By Anna McLauchlin - 9th February 2004
A hardwon agreement last year on how to tax savings could fall at the last hurdle, if the European Commission does not manage to persuade certain third countries to agree similar measures by June.
Internal market commissioner Frits Bolkestein will deliver an update on negotiations with Andorra, Liechtenstein, Monaco and San Marino over the 'tax package' to EU finance ministers on Tuesday.
The implementation of the tax package due in January 2005 is dependent on a deal being drafted with the four small countries by June this year, which would run along the same lines as a savings tax agreement clinched with Switzerland last June.

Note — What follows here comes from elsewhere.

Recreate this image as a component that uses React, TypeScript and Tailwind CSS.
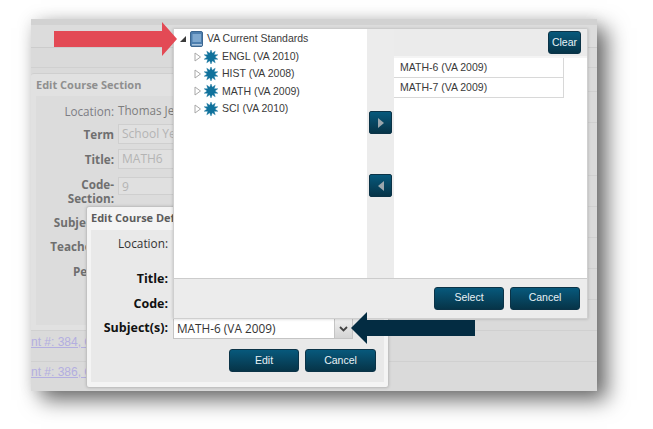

Under this agreement Swiss banks would apply a 'withholding' tax to non-Swiss savings or relay certain information on willing account holders to tax authorities to stop expatriates dodging taxes.
Negotiations with the other four countries are tricky given the secrecy laws in these known tax havens.
And an added thorn in commission's side is the fact that Switzerland is refusing to sign the agreement drafted last June unless the commission gives way on Swiss demands on closer security cooperation and tax fraud.
An EU official insisted on Monday the commission is "confident everything will be resolved in time for a decision to be taken by ministers in June (2004)".
But failure to strike a deal with Switzerland and the other countries would be a serious blow for the commission which had to fight hard to get the tax package approved in council last year.
Also on the agenda for finance ministers are the nominations for replacing Eugenio Domingo Solans on the European Central Bank Board of Governors.
So far only Ireland has officially presented a candidate; Michael Tutty who is currently vice-president of the European Investment Bank.
But sources say Belgium will also nominate one of two candidates presently on the board of the Belgian national bank; Peter Praet and Luc Coene.
If more than one nomination is put forward, an official said on Monday the decision is likely to be delayed until the next finance council in March.
Ministers will also approve updated economic programmes from Greece, Ireland, Italy, Luxembourg, the Netherlands, the UK and France.
Despite the commission's reservation that Paris has not planned sufficient spending cuts to honour its commitment to bring its deficit under the EU three per cent of GDP limit by 2005, an official on Monday insisted there would be no obstacles to the adoption of France's programme.
On the internal market side, finance chiefs will debate plans for reduced VAT rates but sources say there is little hope of making progress.
France has asked to be allowed to apply a reduced rate of VAT to its huge restaurant industry because Jacques Chirac pledged the cut as part of his election manifesto.
But the move is opposed by Germany and Denmark and talks have stalled since the proposal was adopted in summer 2003.
The proposal requires unanimity to become law and even if Paris convinces Germany to play ball the UK, Luxembourg and Ireland have said they will veto a deal which removes their right to apply a zero VAT rate on kidswear.
To bridge the gap, ministers are expected to adopt without debate an extension of a tax experiment for a further two years which allows certain member states to continue to apply a reduced VAT rate on labour intensive services such as home help and building repairs.